One Course: Data Visualization
“Students are immersed in digital media today,” says Professor and Co-Chair of Economics and Business Santhi Hejeebu. “Data graphs can be misleading and consumed hastily, not allowing enough time to separate the useless parts from the meaningful parts.”
She developed the Data Visualization course at Cornell College with two aims: to help students consume content more patiently and coherently by explaining how intentional design choices influence viewers; and to enable students to create more honest and impactful visualizations, through questioning datasets and exploring quantitative relationships.
She starts with the history of data visualization and the basics of visual perception.

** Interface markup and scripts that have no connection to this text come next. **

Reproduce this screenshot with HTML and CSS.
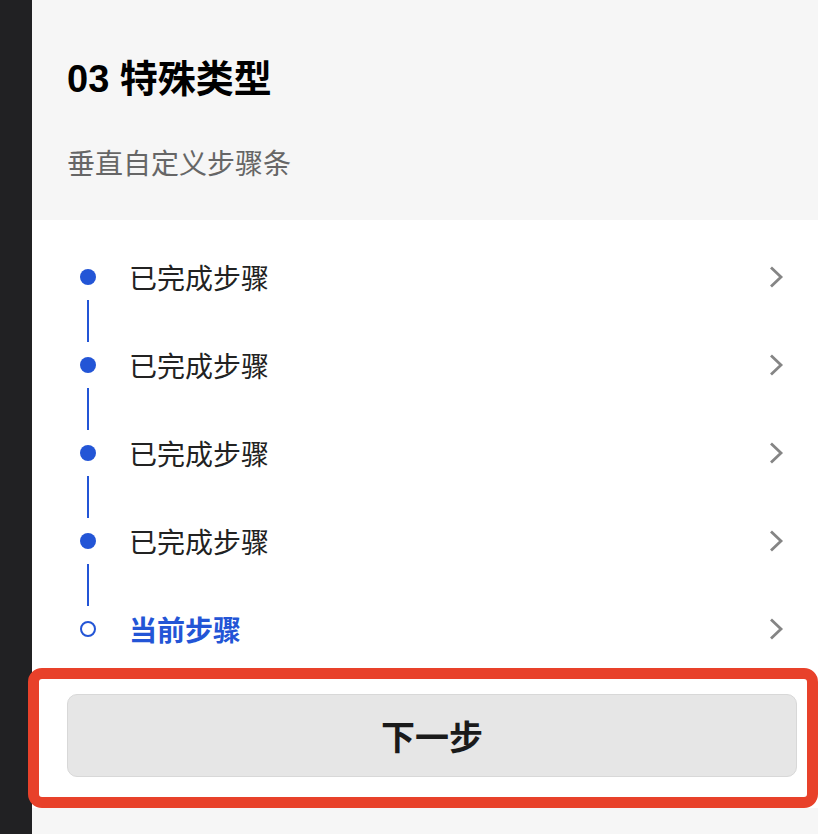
FILE: index.html
```html
<!DOCTYPE html>
<html lang="zh-CN">
<head>
  <meta charset="UTF-8">
  <meta name="viewport" content="width=device-width, initial-scale=1.0">
  <title>特殊类型</title>
  <link rel="stylesheet" href="styles.css">
</head>
<body>
  <div class="sidebar"></div>

  <div class="main">
    <!-- Section header -->
    <div class="section-header">
      <h1 class="section-title">03 特殊类型</h1>
      <p class="section-desc">垂直自定义步骤条</p>
    </div>

    <!-- Vertical steps -->
    <div class="steps-panel">
      <div class="steps">
        <div class="step done">
          <span class="step-dot"></span>
          <span class="step-label">已完成步骤</span>
          <svg class="step-arrow" viewBox="0 0 16 24"><polyline points="3,2.5 13,12 3,21.5"/></svg>
        </div>
        <div class="step-line"></div>
        <div class="step done">
          <span class="step-dot"></span>
          <span class="step-label">已完成步骤</span>
          <svg class="step-arrow" viewBox="0 0 16 24"><polyline points="3,2.5 13,12 3,21.5"/></svg>
        </div>
        <div class="step-line"></div>
        <div class="step done">
          <span class="step-dot"></span>
          <span class="step-label">已完成步骤</span>
          <svg class="step-arrow" viewBox="0 0 16 24"><polyline points="3,2.5 13,12 3,21.5"/></svg>
        </div>
        <div class="step-line"></div>
        <div class="step done">
          <span class="step-dot"></span>
          <span class="step-label">已完成步骤</span>
          <svg class="step-arrow" viewBox="0 0 16 24"><polyline points="3,2.5 13,12 3,21.5"/></svg>
        </div>
        <div class="step-line"></div>
        <div class="step current">
          <span class="step-dot"></span>
          <span class="step-label">当前步骤</span>
          <svg class="step-arrow" viewBox="0 0 16 24"><polyline points="3,2.5 13,12 3,21.5"/></svg>
        </div>
      </div>

      <button class="next-button">下一步</button>
    </div>
  </div>

  <!-- Highlight frame -->
  <div class="highlight"></div>
</body>
</html>
```

FILE: styles.css
```css
* {
  box-sizing: border-box;
  margin: 0;
  padding: 0;
}

body {
  font-family: "Noto Sans CJK SC", "Liberation Sans", sans-serif;
  background-color: #f6f6f6;
  display: flex;
  min-height: 100vh;
  position: relative;
}

.sidebar {
  width: 32px;
  flex-shrink: 0;
  background-color: #212123;
}

.main {
  flex: 1;
}

/* Header */
.section-header {
  padding: 57px 35px 41px;
}

.section-title {
  font-family: "Liberation Sans", "Noto Sans CJK SC", sans-serif;
  font-size: 38px;
  line-height: 45px;
  font-weight: 700;
  color: #000;
}

.section-desc {
  margin-top: 43px;
  font-size: 28px;
  line-height: 34px;
  color: #666;
}

/* Steps */
.steps-panel {
  background-color: #fff;
  padding: 34px 21px 31px 35px;
}

.steps {
  padding: 0 13px 0 13px;
}

.step {
  display: flex;
  align-items: center;
  height: 46px;
}

.step-dot {
  width: 16px;
  height: 16px;
  border-radius: 50%;
  background-color: #2355d6;
  flex-shrink: 0;
}

.step.current .step-dot {
  background-color: #fff;
  border: 2px solid #2355d6;
}

.step-label {
  flex: 1;
  margin-left: 33px;
  font-size: 28px;
  color: #222;
}

.step.current .step-label {
  color: #2355d6;
  font-weight: 700;
}

.step-arrow {
  width: 16px;
  height: 24px;
  fill: none;
  stroke: #858585;
  stroke-width: 2.8;
}

.step-line {
  width: 2px;
  height: 42px;
  margin-left: 7px;
  background-color: #2355d6;
}

/* Button */
.next-button {
  display: block;
  width: 100%;
  height: 83px;
  margin-top: 42px;
  background-color: #e6e6e6;
  border: 1px solid #d8d8d8;
  border-radius: 10px;
  font-family: inherit;
  font-size: 34px;
  font-weight: 700;
  color: #1a1a1a;
}

/* Annotation frame over the button */
.highlight {
  position: absolute;
  left: 28px;
  top: 668px;
  width: 790px;
  height: 140px;
  border: 11px solid #e8412a;
  border-radius: 14px;
  pointer-events: none;
}
```
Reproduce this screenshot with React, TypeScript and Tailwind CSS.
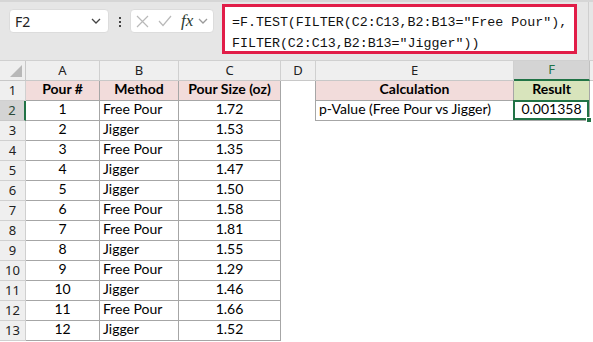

She then shares broad principles of effective design and develops essential quantitative literacy skills. Hejeebu also instructs students to use data visualization in equitable and inclusive ways.
“We are responsible for the implicit messages our visualizations portray,” she says. “We have to be mindful of how our graphs will be used.”
How they learn
Students learn through the daily practices of reading visualizations and creating them. Students use tools like Excel and Tableau, Hejeebu says, as a means to an end and not the end itself. Data visualization tools change over time, but the underlying design principles and quantitative identities remain steady. By the end of the course, even the “numbers shy” students will be comfortable working with quantitative data.
Hejeebu’s interdisciplinary approach draws on economics, descriptive statistics, visual design, and other fields.
“By learning to distinguish between good and bad vizzes, you begin to internalize the Gestalt principles of visualization and understand how the eye sees,” she says.
Students say
“A visualization becomes great when you can communicate the takeaways that are of interest to the target audience.” —Drew Logel ’23
“Effective visualizations tell the story I want to tell about the data.” —Mike Knight ’23
“Data Visualization taught me how to illustrate quantitative data in a way that maximizes the speed and depth of viewer comprehension.” —Kimberly Maitland ’24
Watch Do No Harm: Equity Awareness in Data Visualization, one of the videos Hejeebu assigns to her students. The redline map (the practice of outlining areas with sizable Black populations in red ink on maps as a warning to mortgage lenders) of Richmond, Virginia, was developed for the Homeowners’ Loan Corporation (1923).
This data visualization, Hejeebu says, did a lot of economic harm to the communities depicted.